Sunset Resort’s legacy of welcoming guests to Washington Island is a 115 year ancestral journey. To understand the generations of passion and dedication the family has for the business, one has to travel with the founder, Torger Engelson, and share his vision as an early pioneer.
The journey began when Torger left his native Norway in 1880 at age 20. After completing a four-year apprenticeship as a cabinetmaker, he was eager to work, but the country was experiencing an economic crisis, and scores of tradesmen, including Torger, left Norway to seek work in America.
Chicago had been welcoming thousands of immigrants to help rebuild after the great fire, and it was a perfect destination for a trained woodworker. Torger prospered in Chicago for a decade.
A year after Torger arrived in Chicago, he was re-united with his fiancé Anna Opdahl, who also emigrated from Norway. They were married a few weeks later. This marriage produced 5 children, one of whom died before his 6th birthday.
Torger built a two-story home and lived a comfortable life until the building boom came to an abrupt halt and the nation faced a severe depression. Torger lost his Chicago home when his mortgage went into default after generously using his home as collateral to help a friend.
In the summer of 1894, Torger, Anna and their children loaded household belongings onto a Goodrich steamship and left Chicago behind. This 4-day journey was shorter than the 7-day voyage from Norway to America, but the apprehension was just as great as he now had a large family to support and little money left.
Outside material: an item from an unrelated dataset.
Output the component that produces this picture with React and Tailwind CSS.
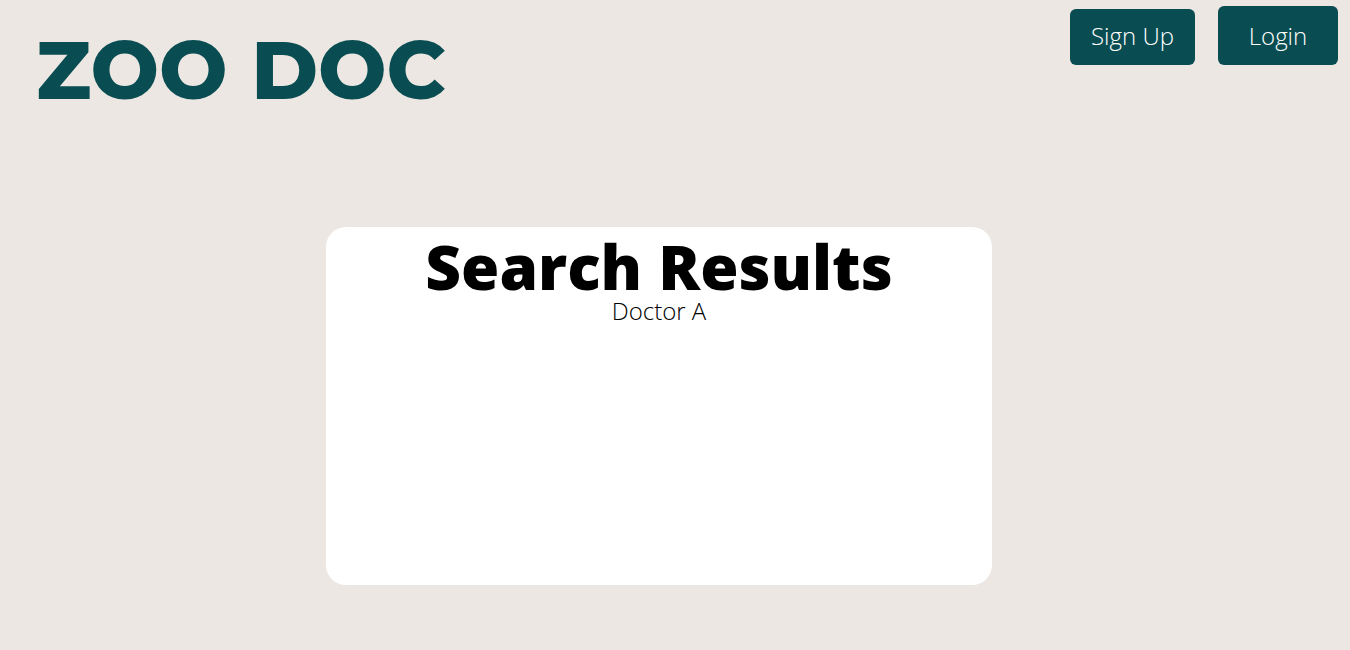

It must have been emotional for Torger as he first viewed the farmhouse and acreage he had recently purchased on Washington Island. With only a brief description of the land, and out of options, he had purchased the property sight unseen. The acreage was heavily wooded and the small farmhouse sat on top of a hill with an expansive view over Green Bay waters.
But the ambitious Torger saw endless possibilities. His enthusiasm weakened temporarily when the family discovered their meager farmhouse had renters still in residence. With no temporary housing available on Washington Island, Torger and family traveled to nearby St. Martin Island and for ten days stayed in a vacant cabin until the tenants vacated.
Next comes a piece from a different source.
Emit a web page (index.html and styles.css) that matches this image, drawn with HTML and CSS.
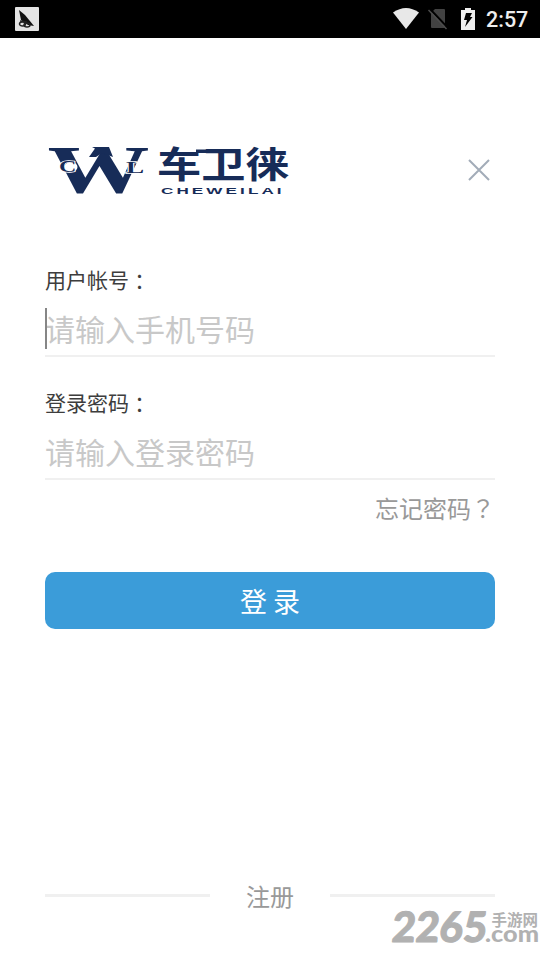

On their return to Washington Island, Torger wasted little time utilizing the natural resources. He started farming, set up a saw mill, sold cord wood to passing steamers and helped build Plum Island Station. Next, he began a successful and enduring commercial fishing business. After a few years, he had the 41 foot fish tug Tille E. built to his design specs. Anna tended to her garden, the children, the animals, and mended nets into the night. She shared her husband’s spirit and drive.
With word spreading that the Island was a scenic and peaceful spot to vacation, accommodations were needed to meet the recent demand of visitors. Never missing an opportunity, in 1900 Torger began a large two-story addition. In 1902, Torger and Anna Engelson became innkeepers and welcomed their first guests to what they called Pine Beach Retreat. Early visitors included school teachers who stayed all summer. The rate was $1 a day and included three meals. Daughters Tillie and Annie helped their mother cater to the guests, while sons Martin and Bill worked with Torger in his fishing business, now spanning the beach with a warehouse, net sheds and a large dock.
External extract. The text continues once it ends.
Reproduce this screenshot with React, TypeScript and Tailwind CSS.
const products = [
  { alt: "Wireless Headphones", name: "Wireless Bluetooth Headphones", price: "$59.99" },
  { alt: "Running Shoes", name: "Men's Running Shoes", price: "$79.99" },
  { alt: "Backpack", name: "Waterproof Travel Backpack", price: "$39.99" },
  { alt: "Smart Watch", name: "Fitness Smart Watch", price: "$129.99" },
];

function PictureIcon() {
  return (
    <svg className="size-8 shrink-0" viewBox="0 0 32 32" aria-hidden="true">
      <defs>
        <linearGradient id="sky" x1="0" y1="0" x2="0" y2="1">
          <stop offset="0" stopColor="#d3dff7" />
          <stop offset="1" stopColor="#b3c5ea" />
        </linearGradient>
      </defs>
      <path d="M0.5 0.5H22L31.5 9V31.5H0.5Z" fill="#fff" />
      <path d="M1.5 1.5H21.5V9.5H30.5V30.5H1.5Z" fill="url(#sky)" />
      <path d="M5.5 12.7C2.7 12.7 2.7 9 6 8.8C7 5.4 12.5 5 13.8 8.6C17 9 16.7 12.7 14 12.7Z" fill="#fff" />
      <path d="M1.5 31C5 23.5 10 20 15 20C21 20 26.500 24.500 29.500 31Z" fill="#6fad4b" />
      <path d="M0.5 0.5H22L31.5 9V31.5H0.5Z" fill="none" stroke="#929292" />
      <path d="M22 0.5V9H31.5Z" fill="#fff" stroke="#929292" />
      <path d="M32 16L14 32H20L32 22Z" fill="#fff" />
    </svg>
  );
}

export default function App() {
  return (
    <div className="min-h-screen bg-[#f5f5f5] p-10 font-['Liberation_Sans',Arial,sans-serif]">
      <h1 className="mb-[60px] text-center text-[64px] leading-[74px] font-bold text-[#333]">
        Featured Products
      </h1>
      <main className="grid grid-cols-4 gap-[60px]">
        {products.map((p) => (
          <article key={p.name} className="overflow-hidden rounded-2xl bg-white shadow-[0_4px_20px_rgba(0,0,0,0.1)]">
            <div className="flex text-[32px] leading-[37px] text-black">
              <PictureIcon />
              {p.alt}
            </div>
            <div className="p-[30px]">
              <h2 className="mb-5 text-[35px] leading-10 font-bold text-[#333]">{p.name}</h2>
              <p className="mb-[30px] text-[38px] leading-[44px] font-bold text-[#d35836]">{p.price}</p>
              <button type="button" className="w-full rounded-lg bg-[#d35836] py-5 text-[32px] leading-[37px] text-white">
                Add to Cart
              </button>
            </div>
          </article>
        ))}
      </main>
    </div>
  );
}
Pine Beach Retreat thrived for 25 more years as the children grew up and had families of their own. In 1924 Torger moved his family and fishing operations to Kenosha, a relatively ice-free port. During the summer, he fished out of West Harbor while Anna & the girls operated Pine Beach Retreat.
After the passing of Torger and Anna, their youngest son, Bill and his wife, Dora inherited the Island property and moved back in 1938. They wasted no time making improvements to the west shore property. Soon kerosene lamps were replaced with a generator for electric lights. Chamber pots and wash basins were traded for flush toilets and showers, and a name change was needed, worthy of the new modern inn. Sunset Resort said it all, and they could now charge $2.50 per night, including three meals.
It was a joyous era for Sunset Resort and Bill and Dora were congenial hosts. Their grandchildren roamed the grounds and beaches and swam and fished every afternoon with friends and guests. The guests became family, often staying at least a week and returning year after year.
After the passing of Bill and Dora Engelson, their daughters Maxine Engstrom and Lois Hagen became partners in the business in 1960. With years of training, the transition was seamless as they carried forward the high standards set by their parents and grandparents.
With encouragement from their children, Maxine and Lois took on large remodeling projects. All guest rooms were enlarged to accommodate private bathrooms. The dining room was also enlarged to include large windows overlooking the bay. They added new personal living quarters and gave Sunset an upgrade while leaving reminders of the past tucked in every corner.
The fourth generation of the family was clearly in the picture throughout the partnership and was well-prepared to take the reins as Maxine and Lois began their retirement years in the late 1980’s. Both of Maxine’s children, and all of Lois’ children played a part in bringing Sunset Resort to the present, where you will find the 4th, 5th and 6th generations of Engelsons working together to carry on Torger and Anna's traditions.
Sunset Resort guests still gather each evening to share the same magnificent view which Torger, Anna and their family first witnessed in that summer of 1894.